Instruction:
Find every line in the records below that contains the word "React", and copy each such line.

Provided records:
^^^^^^^^
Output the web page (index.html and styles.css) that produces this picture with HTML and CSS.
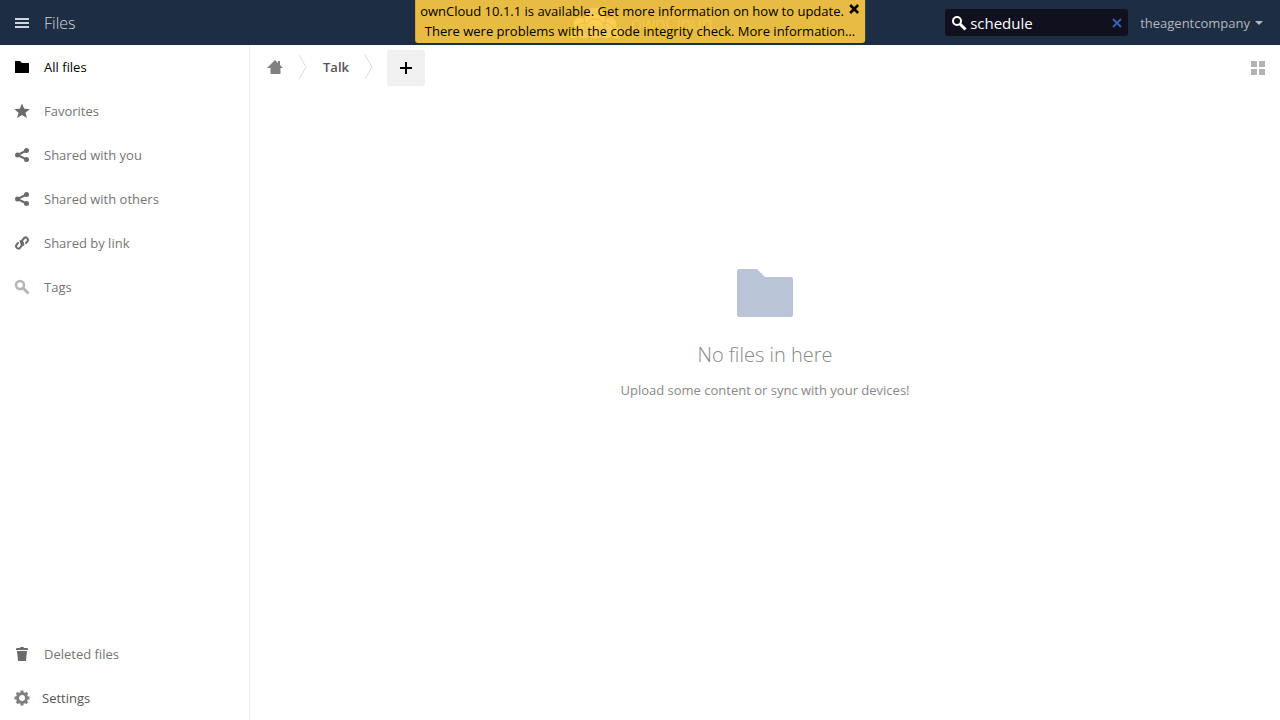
^^^^^^^^
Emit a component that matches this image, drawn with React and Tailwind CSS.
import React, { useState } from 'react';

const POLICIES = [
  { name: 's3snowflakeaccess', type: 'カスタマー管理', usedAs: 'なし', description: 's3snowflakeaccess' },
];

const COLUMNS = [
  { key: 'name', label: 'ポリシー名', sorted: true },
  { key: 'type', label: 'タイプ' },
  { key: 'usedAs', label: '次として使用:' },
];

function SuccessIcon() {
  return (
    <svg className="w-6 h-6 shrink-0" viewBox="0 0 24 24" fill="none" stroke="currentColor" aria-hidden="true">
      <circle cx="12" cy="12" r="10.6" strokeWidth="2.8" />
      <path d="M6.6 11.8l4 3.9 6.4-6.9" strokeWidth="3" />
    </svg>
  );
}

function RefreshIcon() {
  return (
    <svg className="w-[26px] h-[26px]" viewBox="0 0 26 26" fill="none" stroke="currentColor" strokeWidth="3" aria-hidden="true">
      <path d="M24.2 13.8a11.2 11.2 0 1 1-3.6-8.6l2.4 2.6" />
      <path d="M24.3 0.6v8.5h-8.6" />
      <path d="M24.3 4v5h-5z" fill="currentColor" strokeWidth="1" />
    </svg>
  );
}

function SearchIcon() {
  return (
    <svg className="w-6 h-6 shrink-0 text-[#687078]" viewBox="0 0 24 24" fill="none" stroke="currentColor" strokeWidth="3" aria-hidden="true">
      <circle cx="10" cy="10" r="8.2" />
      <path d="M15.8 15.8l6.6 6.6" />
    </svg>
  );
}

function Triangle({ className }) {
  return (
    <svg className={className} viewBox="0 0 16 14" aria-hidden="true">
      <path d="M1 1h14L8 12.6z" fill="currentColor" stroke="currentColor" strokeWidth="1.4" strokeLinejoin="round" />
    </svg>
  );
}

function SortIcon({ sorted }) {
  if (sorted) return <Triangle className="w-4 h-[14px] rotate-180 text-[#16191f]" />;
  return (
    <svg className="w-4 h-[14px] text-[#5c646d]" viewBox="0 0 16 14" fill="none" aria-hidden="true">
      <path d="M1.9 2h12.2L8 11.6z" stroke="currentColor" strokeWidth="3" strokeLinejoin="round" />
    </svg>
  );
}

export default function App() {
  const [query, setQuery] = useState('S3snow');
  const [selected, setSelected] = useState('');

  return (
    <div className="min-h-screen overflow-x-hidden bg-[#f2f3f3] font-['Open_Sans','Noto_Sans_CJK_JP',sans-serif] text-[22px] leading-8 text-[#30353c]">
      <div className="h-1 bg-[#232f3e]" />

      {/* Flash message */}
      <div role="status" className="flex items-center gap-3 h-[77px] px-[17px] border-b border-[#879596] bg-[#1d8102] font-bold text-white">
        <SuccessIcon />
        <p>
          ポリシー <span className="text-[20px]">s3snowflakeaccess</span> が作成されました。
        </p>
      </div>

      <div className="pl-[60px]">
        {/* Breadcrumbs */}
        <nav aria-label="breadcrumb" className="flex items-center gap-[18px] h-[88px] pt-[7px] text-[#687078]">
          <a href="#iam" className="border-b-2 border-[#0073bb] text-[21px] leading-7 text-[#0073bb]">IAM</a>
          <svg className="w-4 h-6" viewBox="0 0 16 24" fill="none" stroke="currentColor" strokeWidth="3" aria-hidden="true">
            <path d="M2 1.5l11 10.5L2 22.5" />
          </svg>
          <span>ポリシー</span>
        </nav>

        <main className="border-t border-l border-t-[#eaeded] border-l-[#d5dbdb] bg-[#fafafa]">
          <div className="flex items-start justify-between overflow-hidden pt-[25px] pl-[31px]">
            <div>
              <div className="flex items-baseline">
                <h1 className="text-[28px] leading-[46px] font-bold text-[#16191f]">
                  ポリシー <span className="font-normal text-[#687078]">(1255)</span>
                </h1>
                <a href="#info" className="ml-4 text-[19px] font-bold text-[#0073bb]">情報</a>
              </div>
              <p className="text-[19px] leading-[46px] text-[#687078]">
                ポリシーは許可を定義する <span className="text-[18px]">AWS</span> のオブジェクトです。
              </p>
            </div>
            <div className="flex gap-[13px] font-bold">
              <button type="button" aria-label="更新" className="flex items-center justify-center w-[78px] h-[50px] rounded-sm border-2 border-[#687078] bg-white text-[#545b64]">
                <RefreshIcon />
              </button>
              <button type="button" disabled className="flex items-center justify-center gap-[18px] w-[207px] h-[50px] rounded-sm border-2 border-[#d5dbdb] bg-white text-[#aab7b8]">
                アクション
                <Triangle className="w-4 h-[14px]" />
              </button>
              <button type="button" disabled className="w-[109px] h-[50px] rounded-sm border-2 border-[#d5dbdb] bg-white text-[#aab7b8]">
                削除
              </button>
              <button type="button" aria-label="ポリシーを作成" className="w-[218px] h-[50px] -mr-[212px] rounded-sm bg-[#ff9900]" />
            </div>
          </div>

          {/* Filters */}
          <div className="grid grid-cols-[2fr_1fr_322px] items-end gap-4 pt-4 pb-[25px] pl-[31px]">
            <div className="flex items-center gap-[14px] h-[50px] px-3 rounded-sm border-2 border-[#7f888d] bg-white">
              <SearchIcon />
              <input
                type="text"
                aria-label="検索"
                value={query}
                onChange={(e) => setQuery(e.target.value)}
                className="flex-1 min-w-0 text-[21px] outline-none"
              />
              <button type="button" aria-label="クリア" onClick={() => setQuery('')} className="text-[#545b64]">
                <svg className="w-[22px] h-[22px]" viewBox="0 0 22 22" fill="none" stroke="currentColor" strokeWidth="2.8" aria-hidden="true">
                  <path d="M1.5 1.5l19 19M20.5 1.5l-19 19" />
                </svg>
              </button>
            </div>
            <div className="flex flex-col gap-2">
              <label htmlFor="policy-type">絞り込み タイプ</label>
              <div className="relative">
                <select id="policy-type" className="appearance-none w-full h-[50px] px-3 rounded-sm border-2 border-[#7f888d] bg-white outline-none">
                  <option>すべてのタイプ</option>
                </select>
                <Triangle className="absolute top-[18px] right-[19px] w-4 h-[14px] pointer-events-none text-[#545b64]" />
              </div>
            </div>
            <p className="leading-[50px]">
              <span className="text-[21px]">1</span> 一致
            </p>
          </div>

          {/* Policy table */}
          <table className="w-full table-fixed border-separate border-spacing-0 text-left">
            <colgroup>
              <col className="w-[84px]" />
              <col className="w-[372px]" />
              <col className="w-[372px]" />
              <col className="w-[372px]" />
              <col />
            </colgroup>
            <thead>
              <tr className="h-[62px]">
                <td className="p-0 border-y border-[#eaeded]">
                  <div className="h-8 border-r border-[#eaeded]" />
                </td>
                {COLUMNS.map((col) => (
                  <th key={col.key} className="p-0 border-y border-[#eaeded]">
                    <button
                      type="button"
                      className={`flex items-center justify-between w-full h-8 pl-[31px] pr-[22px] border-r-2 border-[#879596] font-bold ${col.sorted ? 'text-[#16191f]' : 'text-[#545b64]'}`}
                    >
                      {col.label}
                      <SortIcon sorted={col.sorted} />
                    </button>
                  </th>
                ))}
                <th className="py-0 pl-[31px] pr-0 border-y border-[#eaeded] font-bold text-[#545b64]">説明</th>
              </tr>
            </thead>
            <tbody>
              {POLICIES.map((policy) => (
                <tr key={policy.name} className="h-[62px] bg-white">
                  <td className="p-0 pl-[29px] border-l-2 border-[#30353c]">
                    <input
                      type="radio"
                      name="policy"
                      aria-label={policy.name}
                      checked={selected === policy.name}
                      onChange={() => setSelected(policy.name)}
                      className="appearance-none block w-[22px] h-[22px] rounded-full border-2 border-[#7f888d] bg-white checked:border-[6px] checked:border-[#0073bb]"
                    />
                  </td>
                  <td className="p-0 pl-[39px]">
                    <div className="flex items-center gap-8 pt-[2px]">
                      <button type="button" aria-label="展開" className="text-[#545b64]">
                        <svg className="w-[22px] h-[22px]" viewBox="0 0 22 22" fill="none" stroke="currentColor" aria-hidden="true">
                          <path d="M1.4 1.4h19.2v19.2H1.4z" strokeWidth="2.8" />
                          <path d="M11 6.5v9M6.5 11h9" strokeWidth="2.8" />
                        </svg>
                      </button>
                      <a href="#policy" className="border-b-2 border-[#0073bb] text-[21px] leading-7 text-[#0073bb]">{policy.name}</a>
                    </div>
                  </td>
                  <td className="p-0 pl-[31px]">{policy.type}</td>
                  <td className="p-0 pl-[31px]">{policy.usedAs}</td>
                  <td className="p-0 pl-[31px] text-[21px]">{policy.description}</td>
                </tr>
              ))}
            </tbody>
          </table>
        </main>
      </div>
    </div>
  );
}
^^^^^^^^
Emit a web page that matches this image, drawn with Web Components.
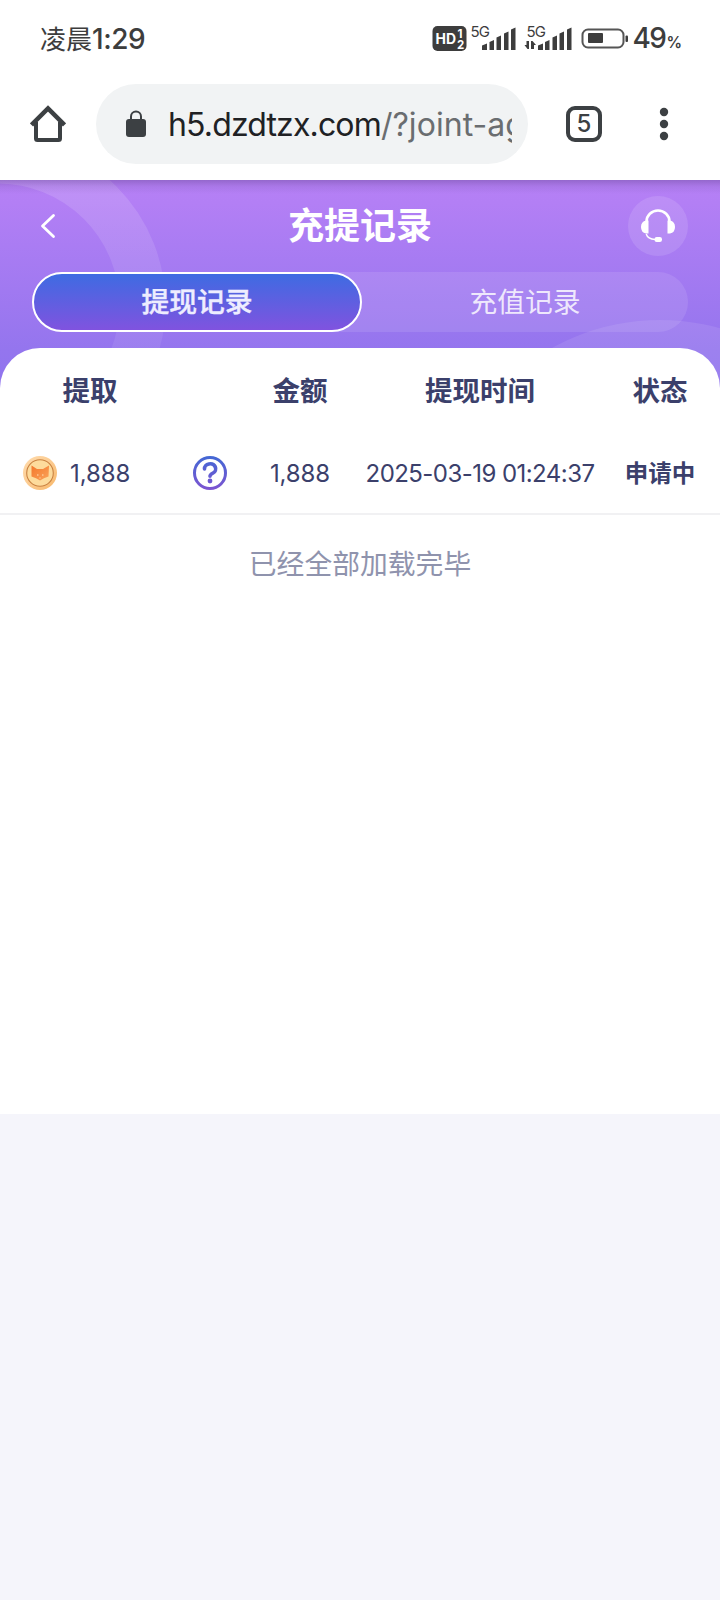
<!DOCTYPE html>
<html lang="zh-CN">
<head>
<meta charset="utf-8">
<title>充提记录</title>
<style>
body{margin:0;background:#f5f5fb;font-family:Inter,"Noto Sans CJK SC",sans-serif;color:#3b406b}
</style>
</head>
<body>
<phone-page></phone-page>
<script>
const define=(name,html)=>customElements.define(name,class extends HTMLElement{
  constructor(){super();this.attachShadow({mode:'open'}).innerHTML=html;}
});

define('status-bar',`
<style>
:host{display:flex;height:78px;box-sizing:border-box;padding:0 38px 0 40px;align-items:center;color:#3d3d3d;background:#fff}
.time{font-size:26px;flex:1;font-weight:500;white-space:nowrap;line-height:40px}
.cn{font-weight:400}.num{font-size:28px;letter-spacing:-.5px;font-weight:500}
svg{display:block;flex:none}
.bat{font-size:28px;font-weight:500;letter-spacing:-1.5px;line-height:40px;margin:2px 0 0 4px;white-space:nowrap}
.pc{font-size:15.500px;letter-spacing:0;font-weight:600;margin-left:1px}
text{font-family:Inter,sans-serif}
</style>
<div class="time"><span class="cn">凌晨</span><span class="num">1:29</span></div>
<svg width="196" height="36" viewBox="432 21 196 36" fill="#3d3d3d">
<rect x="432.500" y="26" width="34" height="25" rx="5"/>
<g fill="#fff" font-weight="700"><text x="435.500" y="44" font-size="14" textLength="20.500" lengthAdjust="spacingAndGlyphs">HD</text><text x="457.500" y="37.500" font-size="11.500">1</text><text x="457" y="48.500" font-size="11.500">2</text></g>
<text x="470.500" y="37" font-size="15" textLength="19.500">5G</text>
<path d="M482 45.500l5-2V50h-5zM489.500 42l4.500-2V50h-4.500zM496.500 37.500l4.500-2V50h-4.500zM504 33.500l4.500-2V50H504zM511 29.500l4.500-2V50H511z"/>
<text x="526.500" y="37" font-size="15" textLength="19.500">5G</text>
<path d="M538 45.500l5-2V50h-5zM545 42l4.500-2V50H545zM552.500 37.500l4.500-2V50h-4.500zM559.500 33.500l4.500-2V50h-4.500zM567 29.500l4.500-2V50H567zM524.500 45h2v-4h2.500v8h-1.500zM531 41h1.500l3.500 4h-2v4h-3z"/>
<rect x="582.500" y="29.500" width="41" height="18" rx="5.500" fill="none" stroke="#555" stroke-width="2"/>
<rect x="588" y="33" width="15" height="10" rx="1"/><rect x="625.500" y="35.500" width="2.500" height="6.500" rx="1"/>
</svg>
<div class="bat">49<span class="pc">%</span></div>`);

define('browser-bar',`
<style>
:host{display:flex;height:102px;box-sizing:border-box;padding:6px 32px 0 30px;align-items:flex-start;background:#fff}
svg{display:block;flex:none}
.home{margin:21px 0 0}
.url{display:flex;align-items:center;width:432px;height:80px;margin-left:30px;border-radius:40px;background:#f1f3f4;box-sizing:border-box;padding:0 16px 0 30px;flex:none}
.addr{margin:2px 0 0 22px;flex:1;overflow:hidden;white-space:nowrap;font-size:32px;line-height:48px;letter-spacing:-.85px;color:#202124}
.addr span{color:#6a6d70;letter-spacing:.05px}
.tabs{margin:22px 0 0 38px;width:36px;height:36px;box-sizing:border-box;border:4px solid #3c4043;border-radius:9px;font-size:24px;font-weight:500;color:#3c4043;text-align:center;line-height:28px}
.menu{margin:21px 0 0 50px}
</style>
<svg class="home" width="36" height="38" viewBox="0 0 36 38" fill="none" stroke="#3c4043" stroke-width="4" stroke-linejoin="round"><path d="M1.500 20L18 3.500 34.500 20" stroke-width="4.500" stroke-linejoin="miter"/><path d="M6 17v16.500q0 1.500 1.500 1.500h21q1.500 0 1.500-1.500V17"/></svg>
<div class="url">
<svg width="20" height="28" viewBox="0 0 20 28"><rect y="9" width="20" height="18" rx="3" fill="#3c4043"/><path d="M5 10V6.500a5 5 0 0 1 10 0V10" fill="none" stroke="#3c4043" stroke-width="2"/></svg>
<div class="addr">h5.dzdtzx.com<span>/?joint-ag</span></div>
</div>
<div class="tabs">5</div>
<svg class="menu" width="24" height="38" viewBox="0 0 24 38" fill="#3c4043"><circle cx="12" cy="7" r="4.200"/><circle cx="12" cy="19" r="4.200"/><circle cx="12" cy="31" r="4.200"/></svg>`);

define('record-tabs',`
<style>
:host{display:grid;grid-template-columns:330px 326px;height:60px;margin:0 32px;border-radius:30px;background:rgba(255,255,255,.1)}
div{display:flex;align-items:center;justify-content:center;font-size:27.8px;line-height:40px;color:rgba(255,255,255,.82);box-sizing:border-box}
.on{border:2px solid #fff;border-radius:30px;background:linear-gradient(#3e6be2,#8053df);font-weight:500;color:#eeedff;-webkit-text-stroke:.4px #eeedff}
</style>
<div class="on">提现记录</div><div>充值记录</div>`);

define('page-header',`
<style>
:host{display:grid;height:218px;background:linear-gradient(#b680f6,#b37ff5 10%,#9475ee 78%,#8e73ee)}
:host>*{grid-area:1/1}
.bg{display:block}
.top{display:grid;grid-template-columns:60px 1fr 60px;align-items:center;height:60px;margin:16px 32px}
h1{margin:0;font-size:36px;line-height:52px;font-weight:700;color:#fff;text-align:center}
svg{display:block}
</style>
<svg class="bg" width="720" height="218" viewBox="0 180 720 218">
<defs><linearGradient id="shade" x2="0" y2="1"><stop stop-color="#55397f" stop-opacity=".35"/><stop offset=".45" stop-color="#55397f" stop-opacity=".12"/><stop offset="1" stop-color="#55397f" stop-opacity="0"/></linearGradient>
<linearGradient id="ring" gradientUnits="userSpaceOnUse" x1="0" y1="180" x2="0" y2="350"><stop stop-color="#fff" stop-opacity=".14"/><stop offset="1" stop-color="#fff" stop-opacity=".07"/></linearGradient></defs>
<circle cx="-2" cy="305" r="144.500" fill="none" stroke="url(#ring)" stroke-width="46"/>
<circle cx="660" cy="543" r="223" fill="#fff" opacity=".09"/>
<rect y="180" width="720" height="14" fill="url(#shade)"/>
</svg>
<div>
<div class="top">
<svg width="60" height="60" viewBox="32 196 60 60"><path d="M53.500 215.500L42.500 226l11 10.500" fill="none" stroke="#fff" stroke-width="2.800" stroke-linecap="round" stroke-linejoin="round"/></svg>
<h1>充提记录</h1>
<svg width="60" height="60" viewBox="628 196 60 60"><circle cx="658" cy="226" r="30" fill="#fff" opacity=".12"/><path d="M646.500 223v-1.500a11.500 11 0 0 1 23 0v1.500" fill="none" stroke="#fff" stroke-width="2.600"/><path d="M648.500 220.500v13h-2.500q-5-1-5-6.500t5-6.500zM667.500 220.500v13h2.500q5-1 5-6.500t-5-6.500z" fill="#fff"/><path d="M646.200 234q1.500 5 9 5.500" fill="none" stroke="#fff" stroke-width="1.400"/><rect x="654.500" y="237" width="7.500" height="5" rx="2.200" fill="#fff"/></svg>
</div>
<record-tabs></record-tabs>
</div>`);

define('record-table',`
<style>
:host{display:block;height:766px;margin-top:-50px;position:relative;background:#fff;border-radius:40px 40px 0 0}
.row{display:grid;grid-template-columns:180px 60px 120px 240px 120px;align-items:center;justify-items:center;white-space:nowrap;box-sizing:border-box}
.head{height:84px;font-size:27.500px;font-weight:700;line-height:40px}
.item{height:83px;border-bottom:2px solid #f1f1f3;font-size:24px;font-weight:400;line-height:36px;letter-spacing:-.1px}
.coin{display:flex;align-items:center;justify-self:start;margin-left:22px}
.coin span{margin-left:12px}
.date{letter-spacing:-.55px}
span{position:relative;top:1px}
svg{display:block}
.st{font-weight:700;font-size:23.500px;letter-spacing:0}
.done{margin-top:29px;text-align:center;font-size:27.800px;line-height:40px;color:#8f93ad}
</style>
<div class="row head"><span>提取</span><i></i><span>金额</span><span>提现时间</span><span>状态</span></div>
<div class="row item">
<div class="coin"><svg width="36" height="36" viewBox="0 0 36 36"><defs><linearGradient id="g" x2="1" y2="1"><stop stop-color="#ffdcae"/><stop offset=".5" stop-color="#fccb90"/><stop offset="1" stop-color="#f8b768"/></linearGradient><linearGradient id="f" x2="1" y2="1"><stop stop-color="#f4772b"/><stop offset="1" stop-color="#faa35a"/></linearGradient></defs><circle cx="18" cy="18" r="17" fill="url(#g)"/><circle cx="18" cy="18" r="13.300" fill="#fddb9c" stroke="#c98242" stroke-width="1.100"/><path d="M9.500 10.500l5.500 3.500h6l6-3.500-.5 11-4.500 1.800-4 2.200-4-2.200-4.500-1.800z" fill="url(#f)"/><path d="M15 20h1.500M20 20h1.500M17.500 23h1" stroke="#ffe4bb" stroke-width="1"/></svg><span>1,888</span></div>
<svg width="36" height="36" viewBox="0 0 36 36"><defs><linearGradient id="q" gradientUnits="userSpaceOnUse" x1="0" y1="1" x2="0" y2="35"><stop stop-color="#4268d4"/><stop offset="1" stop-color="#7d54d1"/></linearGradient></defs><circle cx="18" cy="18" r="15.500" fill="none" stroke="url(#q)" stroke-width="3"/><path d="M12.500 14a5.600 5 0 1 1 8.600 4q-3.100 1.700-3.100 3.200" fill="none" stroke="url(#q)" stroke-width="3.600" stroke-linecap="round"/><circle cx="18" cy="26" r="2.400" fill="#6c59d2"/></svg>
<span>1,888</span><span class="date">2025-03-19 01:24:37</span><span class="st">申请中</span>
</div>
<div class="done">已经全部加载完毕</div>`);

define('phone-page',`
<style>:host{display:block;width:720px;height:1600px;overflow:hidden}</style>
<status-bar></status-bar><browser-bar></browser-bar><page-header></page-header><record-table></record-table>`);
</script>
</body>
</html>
^^^^^^^^
Complete answer:
Emit a component that matches this image, drawn with React and Tailwind CSS.
import React, { useState } from 'react';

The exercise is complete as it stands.